9. If you take out your anger on a Baklava, you suffer immensely because its irreplaceable.

10. If you forget your Baklava at someone else’s place, your mother/husband/boyfriend won’t mind.

Okay, we have many more, but tell us: are you convinced? You have to be. I mean, come on, a spoonful of hot, homemade Baklava beats an expensive phone by lengths. In a shallow world like this, dig a bit deeper in sugar syrup and give in to sensory joys for once and leave your phone and people-related worries at home.

 

Baklava

Time taken: 40 min

Taste-o-meter: Sweet

 

Ingredients:

  • Phyllo sheets, cut in squares: about 14-16
  • Melted, unsalted butter: about 3 tbsp
  • Crushed dry fruits (almonds, peanuts and pistachios): 2 tbsp (you can crush and keep, and it’ll stay for months)
  • Caster sugar/confectioners sugar: 2 tbsp
  • Plain sugar: 1/2 cup
  • Saffron: a pinch + a pinch for garnishing
  • Cinnamon/nutmeg/clove (CNC): a pinch

 

Method:

  • You’ll start by buttering the cup and dividing the phyllo sheets in two equal halves.
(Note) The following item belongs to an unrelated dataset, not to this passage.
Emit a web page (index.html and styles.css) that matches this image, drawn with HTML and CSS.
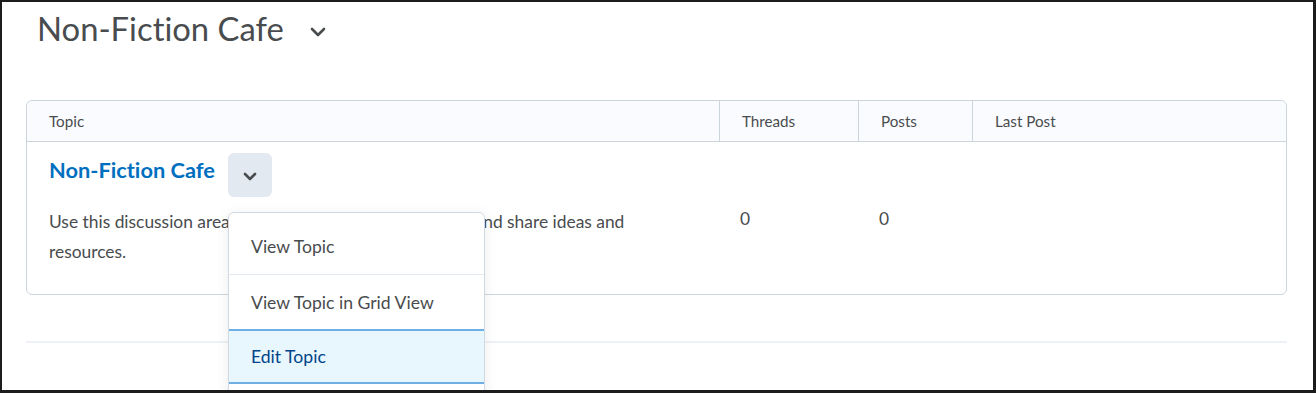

If you have taken 16 sheets, keep eight for the base and eight for the covering.
  • Next, mix the dry fruit crush, CNC and caster sugar and keep aside.
  • In a saucepan, add 1/2 cup plain sugar and 1/2 cup water with a pinch of saffron. Keep it to boil while you prepare your phyllo base.
  • To make the base, stack sheets of phyllo in the cup by brushing each one with melted butter.  You can simply place one on top of the other or go around the cup for a round-shaped Baklava. Upto you really! Use all the eight sheets. Brush the top with melted butter.
  • Pour-in the dry fruit mixture, a pinch of saffron and stack the other half of phyllo: exactly how you’ve for the base.
  • Brush the top with milk (or egg wash).
  • Preheat at 300C and bake at 180C for about 15 min, or until the top is beautifully golden.
  • While your Baklava is baking, check on your sugar syrup. It should not be too thick, not too runny either. To know if it’s of the right consistency, do the thread test. Put a drop of the sugar syrup on a cold surface and see whether its sticky but doesn’t form a thread between your finger and the surface. Alternately, touch the syrup with a clean forefinger and then touch your thumb and forefinger together and pull apart gently.
  • Put on your mittens, take the cup out and pour the saffron-laden sugar syrup on it.